Wenn Kritik zur reinen Diffamierung wird
Ein weiterer Löschgrund ist die sogenannte Schmähkritik. Dieser Begriff wird oft fälschlicherweise für jede harsche Kritik verwendet. Rechtlich meint „Schmähung“ jedoch etwas sehr Spezifisches: Eine Äußerung gilt erst dann als Schmähkritik, wenn sie jede sachliche Grundlage verlässt und der einzige Zweck der Äußerung die persönliche Diffamierung und Herabwürdigung des Unternehmens oder einer Person ist. Die reine Beleidigung („Der Chef ist ein…“) ohne jeden Bezug zur Arbeitsleistung fällt hierunter.

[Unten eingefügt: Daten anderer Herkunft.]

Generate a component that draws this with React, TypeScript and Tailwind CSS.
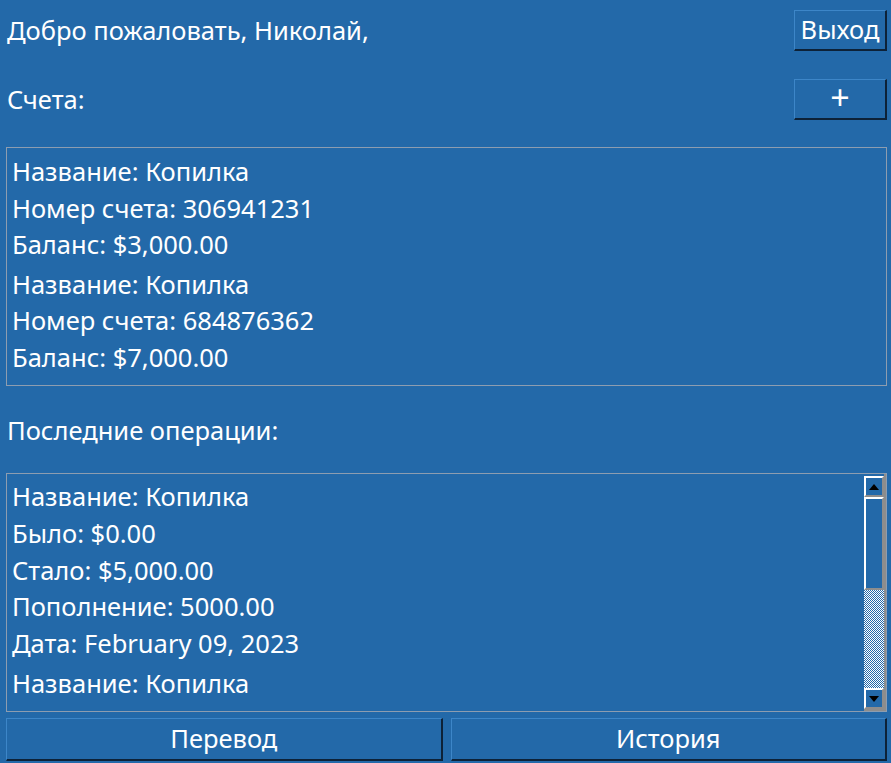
import React from "react";

const accounts = [
  { name: "Копилка", number: "306941231", balance: "$3,000.00" },
  { name: "Копилка", number: "684876362", balance: "$7,000.00" },
];

const operations = [
  "Название: Копилка",
  "Было: $0.00",
  "Стало: $5,000.00",
  "Пополнение: 5000.00",
  "Дата: February 09, 2023",
  "Название: Копилка",
];

function RaisedButton({ children, className }: { children: React.ReactNode; className?: string }) {
  return (
    <button
      className={
        "bg-[#2369a9] text-white border-t border-l border-t-[#3d86c8] border-l-[#3d86c8] border-r-2 border-b-2 border-r-[#0d2238] border-b-[#0d2238] leading-none " +
        (className ?? "")
      }
    >
      {children}
    </button>
  );
}

function ScrollBar() {
  return (
    <div className="flex flex-col w-[22px] border-r-2 border-b-2 border-[#8d8d8d] pt-[2px]">
      <div className="h-[21px] border-t-2 border-l-2 border-white border-r-2 border-b-2 border-r-[#8d8d8d] border-b-[#8d8d8d] flex items-center justify-center">
        <div className="w-0 h-0 border-l-[5px] border-r-[5px] border-b-[6px] border-l-transparent border-r-transparent border-b-black" />
      </div>
      <div className="h-[93px] border-t-2 border-l-2 border-white border-r-2 border-b-2 border-r-[#8d8d8d] border-b-[#8d8d8d]" />
      <div className="flex-1 bg-[repeating-conic-gradient(#ffffff_0_25%,#2369a9_0_50%)] bg-[length:2px_2px]" />
      <div className="h-[21px] border-t-2 border-l-2 border-white border-r-2 border-b-2 border-r-[#8d8d8d] border-b-[#8d8d8d] flex items-center justify-center">
        <div className="w-0 h-0 border-l-[5px] border-r-[5px] border-t-[6px] border-l-transparent border-r-transparent border-t-black" />
      </div>
    </div>
  );
}

export default function App() {
  return (
    <div className="w-[891px] h-[763px] bg-[#2369a9] text-white font-['Noto_Sans','Open_Sans',sans-serif] text-[25.5px] overflow-hidden flex flex-col pl-[6px] pr-[4px] pt-[9px]">
      {/* Header */}
      <div className="flex items-center justify-between h-[42px] pl-[1px]">
        <span>Добро пожаловать, Николай,</span>
        <RaisedButton className="w-[93px] h-[41px] text-[25.5px]">Выход</RaisedButton>
      </div>

      {/* Accounts */}
      <div className="flex items-center justify-between mt-[27px] h-[42px] pl-[1px]">
        <span>Счета:</span>
        <RaisedButton className="w-[93px] h-[41px] text-[34px] pb-[3px]">+</RaisedButton>
      </div>

      <div className="mt-[27px] h-[239px] border border-[#8d9db0] pl-[5px] pt-[5px]">
        {accounts.map((a, i) => (
          <div key={i} className={i > 0 ? "mt-[3px]" : ""}>
            <div className="h-[36.5px] leading-[36.5px]">Название: {a.name}</div>
            <div className="h-[36.5px] leading-[36.5px]">Номер счета: {a.number}</div>
            <div className="h-[36.5px] leading-[36.5px]">Баланс: {a.balance}</div>
          </div>
        ))}
      </div>

      <div className="mt-[24px] h-[40px] flex items-center pl-[1px]">Последние операции:</div>

      {/* Operations */}
      <div className="mt-[23px] h-[239px] border border-[#8d9db0] flex">
        <div className="flex-1 pl-[5px] pt-[4px] overflow-hidden">
          {operations.map((line, i) => (
            <div key={i} className={"h-[36.8px] leading-[36.8px] " + (i === 5 ? "mt-[3px]" : "")}>
              {line}
            </div>
          ))}
        </div>
        <ScrollBar />
      </div>

      {/* Bottom buttons */}
      <div className="mt-[6px] flex gap-[8px] h-[43px]">
        <RaisedButton className="flex-1 text-[25.5px]">Перевод</RaisedButton>
        <RaisedButton className="flex-1 text-[25.5px]">История</RaisedButton>
      </div>
    </div>
  );
}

Die Hürden sind jedoch hoch. Selbst Kraftausdrücke im Kontext einer ansonsten sachlichen Auseinandersetzung werden von Gerichten oft noch als Teil einer zugespitzten Meinungsäußerung gewertet. Außerdem sind Einträge löschbar, die Betriebsgeheimnisse preisgeben oder die Klarnamen von nicht-leitenden Angestellten nennen und damit deren Persönlichkeitsrechte verletzen.
Der Weg zur Löschung in der Praxis
Ein Unternehmen, das eine rechtswidrige Bewertung entdeckt, muss aktiv werden. Der erste Schritt ist die formelle Meldung an Kununu. Ein einfacher Klick auf den Melde-Button mit dem Kommentar „unfair“ reicht nicht aus. Die Meldung muss substantiiert sein. Das Unternehmen muss exakt darlegen, welche Passage warum rechtswidrig ist. Handelt es sich um eine unwahre Tatsache? Ist es Schmähkritik? Liegt eine Beleidigung vor? Kununu leitet daraufhin meist ein Prüfverfahren ein und konfrontiert den anonymen Verfasser mit den Vorwürfen. Liefert der Verfasser keine Belege für seine Tatsachenbehauptungen oder reagiert gar nicht, steigen die Chancen auf eine Löschung. Weigert sich die Plattform, ist der nächste Schritt oft der Gang zu einem spezialisierten Rechtsanwalt, der den Anspruch mit Nachdruck geltend macht – notfalls auch gerichtlich.